Another embodiment is as illustrated in FIGS. 5, and 6 utilizing
slightly different construction. For example, referring now to FIG.
5 it will be seen that a secondary ferrule member 102 is utilized
in the structure wherein there is permitted the assemblage of
sub-assemblies prior to assembly into the final assembly of the
dispenser. In this instance, the order of assembly, as for example
shown in FIG. 2, is somewhat different. The outer or second bladder
86 is assembled with the snap ring 90 to comprise one sub-assembly
and the first bladder 82 is combined with the valve body member 72.
The snap ring with the positioned second or outer bladder is then
joined in cooperative relationship with the valve body member 72 by
means of secondary ferrule 102 which is crimped at the lower
portion 104 thereof to provide the sub-assembly. Thereafter, when
complete assembly is contemplated, the mandrel 62 is driven into
the bore of the valve member and assumes the locked relationship
shown thereby pretensioning and extending the first and second
bladders 82 and 86 respectively, and thereafter the coil spring 58,
valve actuator 46 and valve seat 42 are positioned within the
ferrule 34 and the outer ferrule crimped over at the lower portion
thereof as shown in FIG. 5 to securely position and join all of the
elements in cooperative relationship.
Referring now to FIG. 6 there is shown a construction which does
not utilize a secondary ferrule member but instead a ferrule member
112 is utilized which has an open upper portion 114 shown in dotted
line with a lower portion configured substantially as earlier
described for ferrule 34. In this instance, however, the order of
assembly is that the mandrel 62 is snapped into a temporary locked
position after the first and second bladders, locking ring and
valve body are assembled and held together with the ferrule 112
being thereafter crimped as at 116. The valve spring 58, valve
actuator 46 and valve seat 42 are thereafter positioned in place
along with a plastic annular cap member 118 which forms the upper
abutment surface for valve seat 42 and thereafter the upper
portions 120 of ferrule 112 are bent over and crimped as shown in
full line of FIG. 6.
It should be understood that the specific structures described
hereinabove, may be varied considerably with respect to individual
components utilized and their specific design and configuration
modified as those of ordinary skill in the art will recognize
without departing from the spirit of the invention. Thus, many
alternatives and modifications will suggest themselves and indeed
all are contemplated so long as the essence of the invention is
adhered to. The particularly important aspects of the invention
will now be considered in some detail.
THE FIRST OR INNER BLADDER
While there are a great many chemical formulations from which this
member may be made, it is not only important to consider the
impermeability of the material with respect to fluids or other
substances which it will eventually contain, but also its overall
compatability.

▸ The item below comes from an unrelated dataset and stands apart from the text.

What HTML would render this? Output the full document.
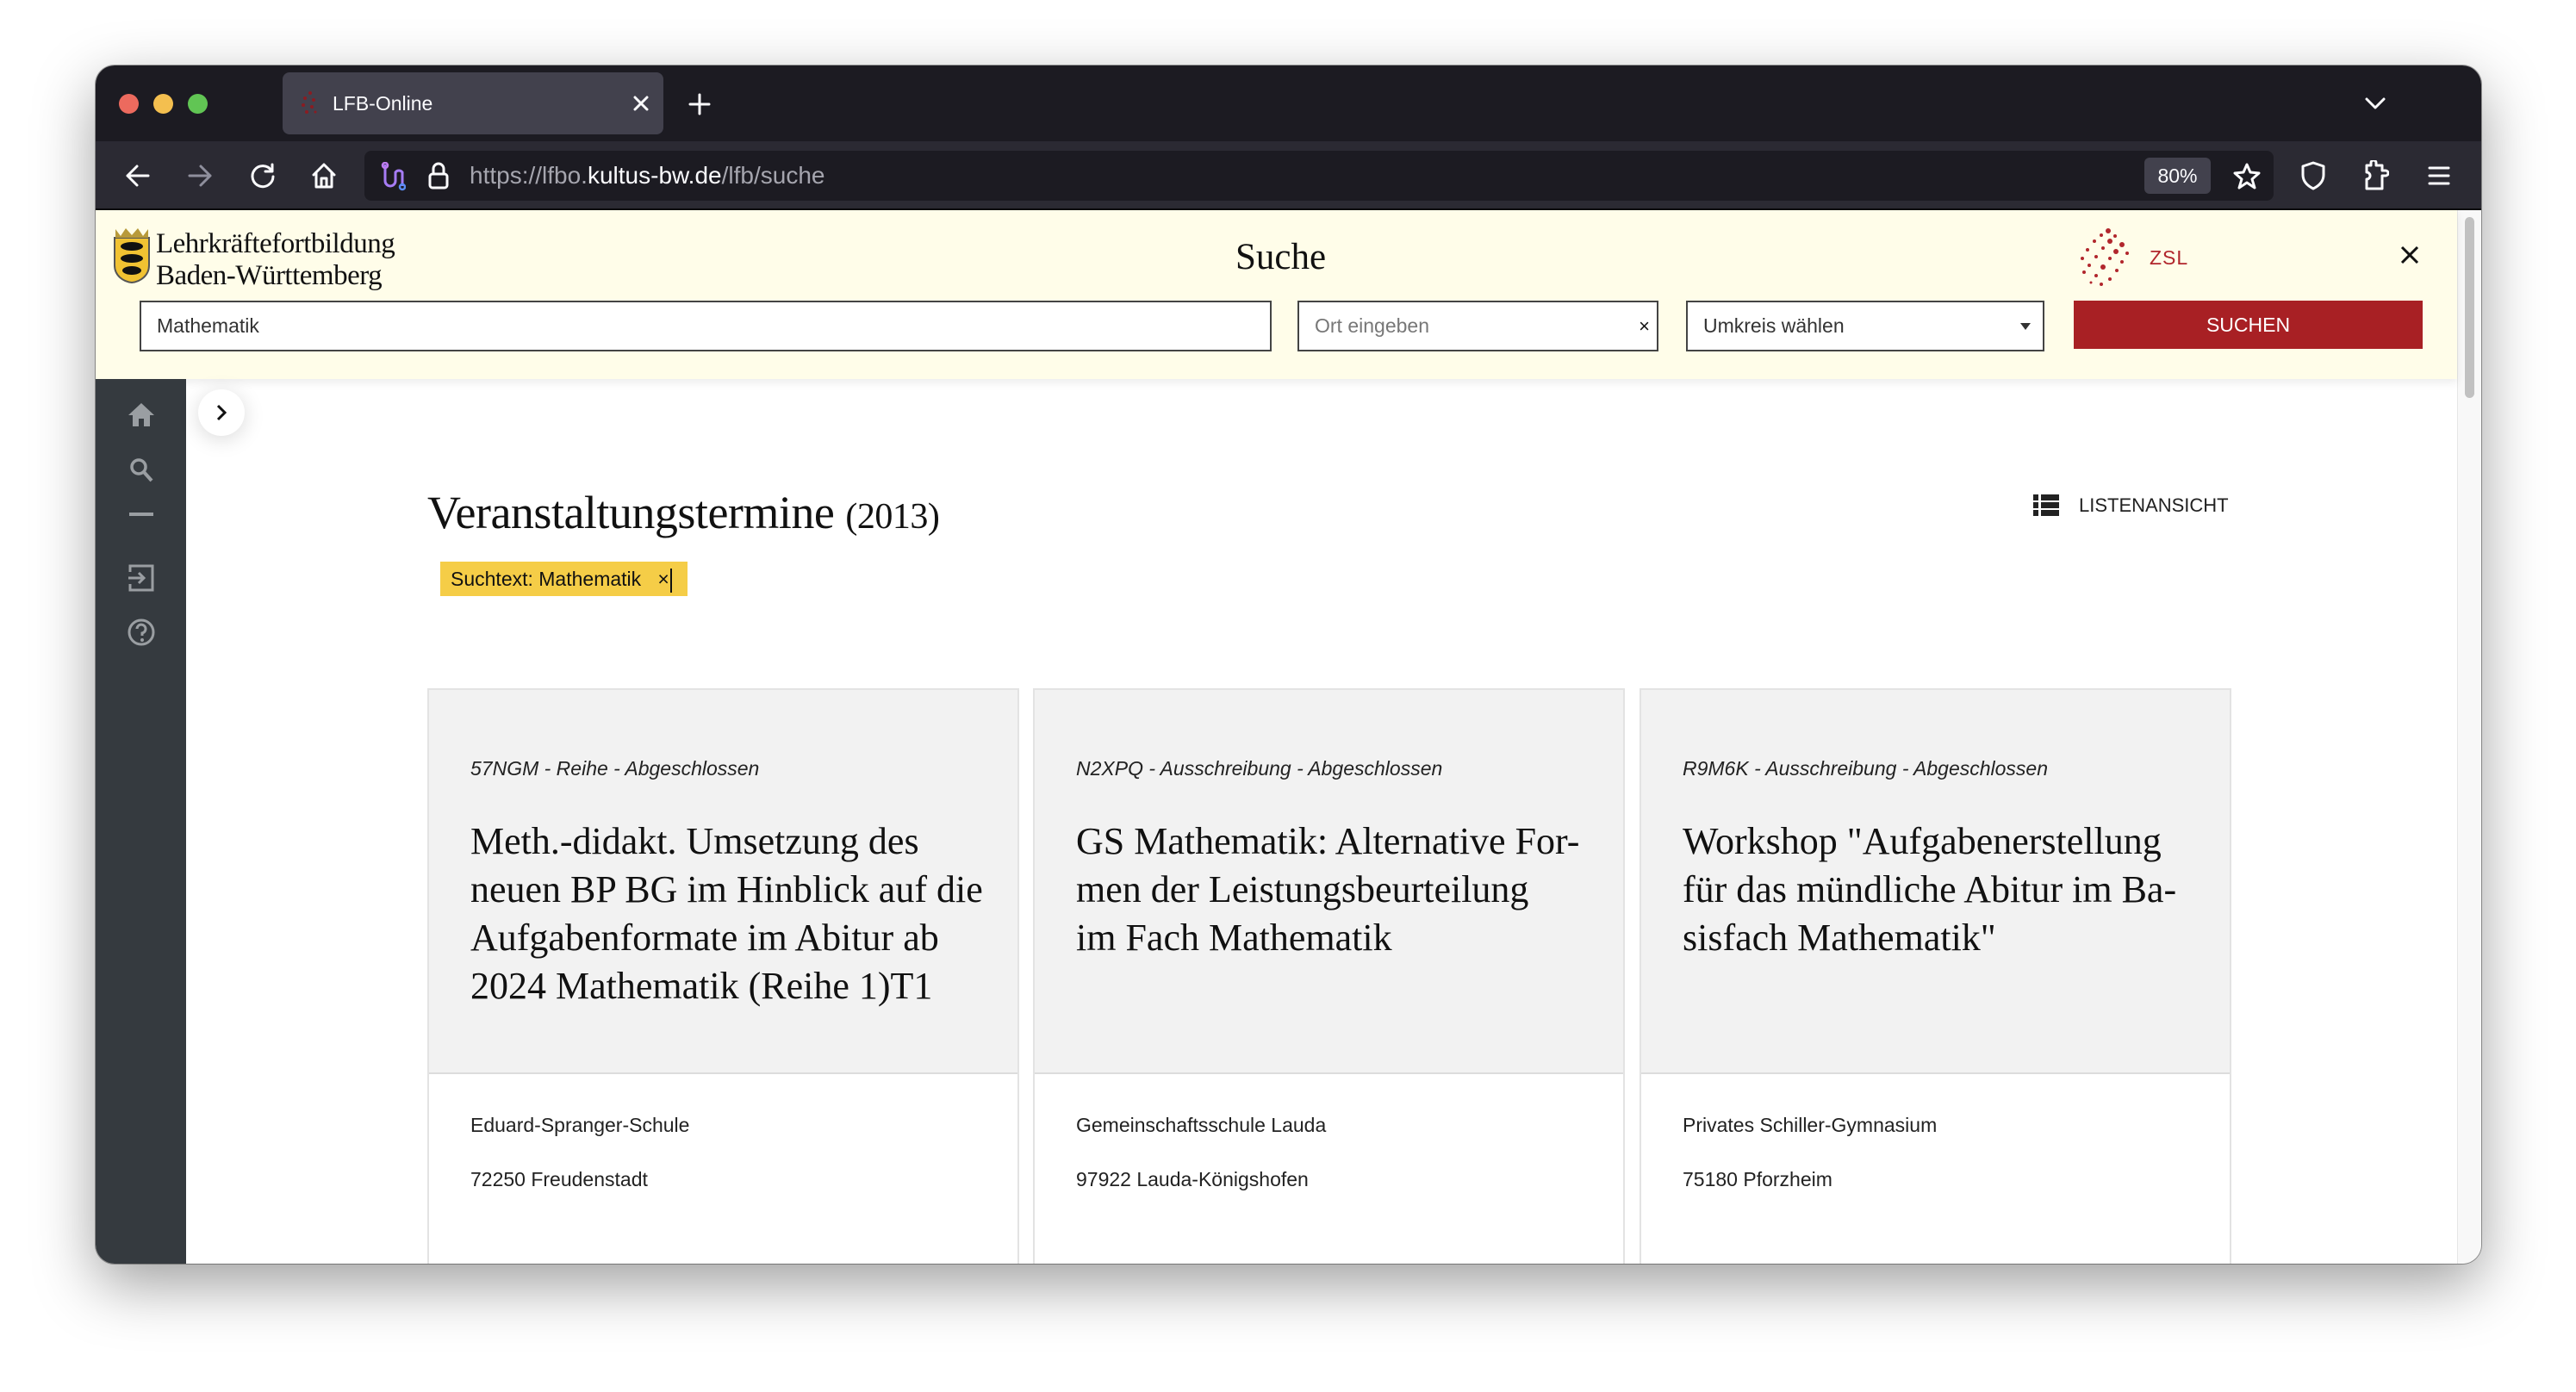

By compatability is meant the ability of the formed
membrane or bladder to store fluid for an acceptable shelf-life
period without permitting migration or permeation of the fluid
therethrough and to remain inert and substantially unaffected by
the contained fluid. Additionally, it is important that the end
material be capable of functioning in a manner to produce an
effective overall container.
For example, the first or inner membrane must not only be
impermeable, it must also meet certain other criteria for effective
use in a container of the type embraced by this invention. The
material must be able to have a substantial ability to expand and
contract without bursting; must be able to have some degree of
elasticity and generally must meet the criteria necessary to
satisfactorily perform in the manner as disclosed herein.
While a butyl-type elastomer, polymer or copolymer has the lowest
permeability, it may not always be the most satisfactory when
considering other factors. For example, butyl has a low
permeability to most products, but is not necessarily compatible
with some as for example, alcohol and oil. For example,
chloro-butyl, while not as satisfactory as butyl with regard to
permeability, is easier to use and in some instances, much more
desirable than the butyl polymer without the chloro radical.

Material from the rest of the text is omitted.